O Direito, antes de tudo, está a serviço da justiça. Por isso, na prática judiciária esta relação fundamental não pode ser deixada em segundo plano e, menos ainda, abafada; o processo e a sentença precisam ser a expressão dessa relação primária do Direito com a justiça, a cujo serviço estão orientados. O recurso a toda sorte de artifícios formais, para burlar a norma ou para a obstrução da justiça, leva à distorção do Direito.
Mas a justiça não seria autêntica, se não estivesse afinada com a verdade. Sem respeito à verdade, não há justiça verdadeira. A verdade, às vezes, pode doer, mas ela liberta. O Direito ficaria desvirtuado se, reduzido a mero instrumento técnico, se prestasse à afirmação de todo tipo de interesse subjetivo, mesmo sem fundamento na verdade. É necessário que a aplicação do Direito ande sempre de mãos dadas com a verdade.
Enfim, quem administra a justiça não pode prescindir da caridade; esta não se contrapõe à justiça, nem à verdade. Poderia parecer contraditório, mas a inspiração última do Direito eclesiástico não é a justiça fria e cega, mas a justiça com o coração. Deus é justo e misericordioso.
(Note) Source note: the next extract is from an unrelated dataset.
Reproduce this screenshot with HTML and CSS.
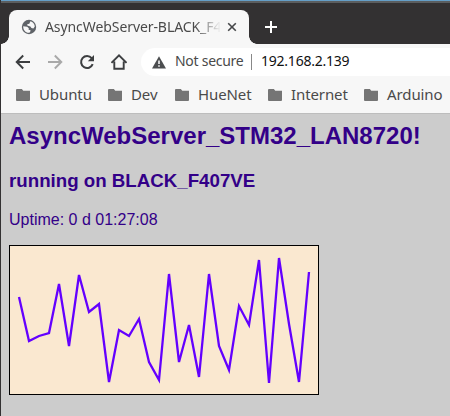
FILE: index.html
```html
<!DOCTYPE html>
<html lang="en">
<head>
<meta charset="utf-8">
<title>AsyncWebServer-BLACK_F407VE</title>
<link rel="stylesheet" href="styles.css">
</head>
<body>
<div class="window">
  <header class="tabstrip">
    <div class="tab">
      <svg class="globe" width="16" height="16" viewBox="0 0 16 16"><circle cx="8" cy="8" r="7.2" fill="#5f6368"/><path d="M2.2 7.2 6.2 7.8 7.8 9.2 7.6 10.8 9.6 11.2 9 13.6C5 14.4 2 11.2 2.2 7.2ZM9.4 2.3C12 3 13.7 5.2 13.8 7.6L12.4 9.4 10.4 9 9.4 7.4 6.4 6.6 6.2 5.2 8.3 4.8Z" fill="#f7f7f7"/></svg>
      <span class="tab-title">AsyncWebServer-BLACK_F4</span>
      <svg class="close" width="10" height="10" viewBox="0 0 10 10"><path d="M1.2 1.2 8.8 8.8M8.8 1.2 1.2 8.8" stroke="#454749" stroke-width="1.6"/></svg>
    </div>
    <svg class="plus" width="12" height="12" viewBox="0 0 12 12"><path d="M6 0V12M0 6H12" stroke="#fff" stroke-width="2"/></svg>
  </header>
  <nav class="toolbar">
    <svg width="16" height="16" viewBox="0 0 16 16"><path d="M15 8H2M8.2 1.5 1.7 8 8.2 14.5" fill="none" stroke="#3c3e40" stroke-width="1.9"/></svg>
    <svg width="16" height="16" viewBox="0 0 16 16"><path d="M1 8H14M7.8 1.5 14.3 8 7.8 14.5" fill="none" stroke="#a9a9a9" stroke-width="1.9"/></svg>
    <svg width="16" height="16" viewBox="0 0 16 16"><path d="M13.7 10.2A6 6 0 1 1 12.7 4.2" fill="none" stroke="#3c3e40" stroke-width="2"/><path d="M15 1V7.2H8.8Z" fill="#3c3e40"/></svg>
    <svg width="16" height="16" viewBox="0 0 16 16"><path d="M.5 8.9 8 1.4 15.5 8.9M3.3 7.4V14.8H12.7V7.4" fill="none" stroke="#3c3e40" stroke-width="1.9"/></svg>
    <div class="address">
      <svg width="14" height="13" viewBox="0 0 14 13"><path d="M7 .2 14 12.5H0Z" fill="#4c4e50"/><path d="M7 4.6V8M7 9.2V10.8" stroke="#fff" stroke-width="1.5"/></svg>
      <span class="secure">Not secure</span>
      <span class="divider"></span>
      <span class="url">192.168.2.139</span>
    </div>
  </nav>
  <nav class="bookmarks">
    <span class="bookmark b1"><i class="folder"></i><b>Ubuntu</b></span>
    <span class="bookmark b2"><i class="folder"></i><b>Dev</b></span>
    <span class="bookmark b3"><i class="folder"></i><b>HueNet</b></span>
    <span class="bookmark b4"><i class="folder"></i><b>Internet</b></span>
    <span class="bookmark b5"><i class="folder"></i><b>Arduino</b></span>
  </nav>
  <main class="page">
    <h2>AsyncWebServer_STM32_LAN8720!</h2>
    <h3>running on BLACK_F407VE</h3>
    <p>Uptime: 0 d 01:27:08</p>
    <svg class="chart" width="310" height="150" viewBox="0 0 310 150">
      <rect x=".5" y=".5" width="309" height="149" fill="#fae8d0" stroke="#000"/>
      <polyline fill="none" stroke="#6400ff" stroke-width="2.3" points="10,52 20,96 30,91 40,88 50,39 60,101 70,30 80,67 90,59 100,137 110,85 120,91 130,74 140,117 150,135 160,29 170,117 180,80 190,132 200,29 210,101 220,125 230,61 240,80 250,15 260,138 270,13 280,79 290,137 300,27"/>
    </svg>
  </main>
</div>
</body>
</html>
```
FILE: styles.css
```css
* { box-sizing: border-box; }
body { margin: 0; overflow: hidden; }
.window {
  height: 416px;
  display: flex;
  flex-direction: column;
  border-left: 1px solid #333132;
  background: #f7f7f7;
  font-family: "Noto Sans", sans-serif;
  font-size: 15px;
  color: #4a4a4a;
}
svg { display: block; flex: none; }
.tabstrip {
  height: 44px;
  flex: none;
  display: flex;
  padding: 10px 0 0 8px;
  background: linear-gradient(#659fc8 0 1px, #5b5e60 1px 3px, #333132 3px);
}
.tab {
  position: relative;
  width: 240px;
  height: 34px;
  display: flex;
  align-items: center;
  padding: 0 12px;
  border-radius: 8px 8px 0 0;
  background: #f7f7f7;
}
.tab::before, .tab::after {
  content: "";
  position: absolute;
  bottom: 0;
  width: 8px;
  height: 8px;
}
.tab::before { left: -8px; background: radial-gradient(circle at 0 0, transparent 7.5px, #f7f7f7 8px); }
.tab::after { right: -8px; background: radial-gradient(circle at 100% 0, transparent 7.5px, #f7f7f7 8px); }
.tab-title {
  width: 176px;
  margin-left: 8px;
  overflow: hidden;
  white-space: nowrap;
  font-size: 14px;
  line-height: 20px;
  letter-spacing: -.08px;
  -webkit-mask-image: linear-gradient(90deg, #000 150px, transparent 176px);
  mask-image: linear-gradient(90deg, #000 150px, transparent 176px);
}
.close { margin-left: 7px; }
.plus { margin: 11px 0 0 16px; }
.toolbar {
  height: 36px;
  flex: none;
  display: flex;
  align-items: center;
  gap: 16px;
  padding-left: 14px;
}
.address {
  flex: 1;
  height: 28px;
  display: flex;
  align-items: center;
  margin-left: -2px;
  padding-left: 11px;
  border-radius: 14px 0 0 14px;
  background: #fff;
  font-size: 14px;
  line-height: 18px;
  white-space: nowrap;
}
.address span { position: relative; top: -1px; }
.secure { width: 69px; margin-left: 9px; letter-spacing: -.27px; }
.address .divider { top: 0; width: 1px; height: 16px; margin: 0 9px 0 7px; background: #888; }
.url { color: #111; letter-spacing: -.23px; }
.bookmarks {
  height: 33px;
  flex: none;
  display: flex;
  align-items: center;
  padding: 0 0 3px 15px;
  line-height: 20px;
  white-space: nowrap;
}
.bookmark { display: flex; align-items: center; flex: none; }
.bookmark b { margin: -2px 0 0 9px; font-weight: 400; letter-spacing: -.1px; }
.b1 { width: 92px; }
.b2 { width: 67px; }
.b3 { width: 93px; }
.b4 { width: 96px; }
.folder {
  width: 14px;
  height: 12px;
  background: #757575;
  border-radius: 1px;
  clip-path: polygon(0 0, 42% 0, 52% 15%, 100% 15%, 100% 100%, 0 100%);
}
.page {
  flex: 1;
  border-top: 1px solid #bdbdbd;
  padding: 8px;
  background: #ccc;
  color: #308;
  font-family: "Liberation Sans", Arial, sans-serif;
  font-size: 16px;
}
.page h2 { margin: 0 0 20px; font-size: 24px; line-height: 28px; white-space: nowrap; }
.page h3 { margin: 0 0 19px; font-size: 18.72px; line-height: 22px; }
.page p { margin: 0 0 16px; line-height: 18px; }
```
O amor a Deus e ao próximo deve iluminar toda atividade judiciária, mesmo aquela, aparentemente, apenas técnica e burocrática.
A esse respeito, ensina ainda o papa Bento XVI na Encíclica Caritas in Veritate (n. 6): ”a atenção à caridade ajudará a lembrar sempre que estamos diante de pessoas marcadas por problemas e sofrimentos. Também no campo específico do serviço judiciário, vale o princípio, segundo o qual ‘a caridade vai além da justiça’”.
Contudo, não se pode deixar de afirmar que toda obra de caridade autêntica requer uma referência necessária à justiça. Quem ama com caridade os outros, é justo para com eles, acima de tudo. A justiça não é contrária à caridade, mas é inseparável dela e intrínseca à caridade.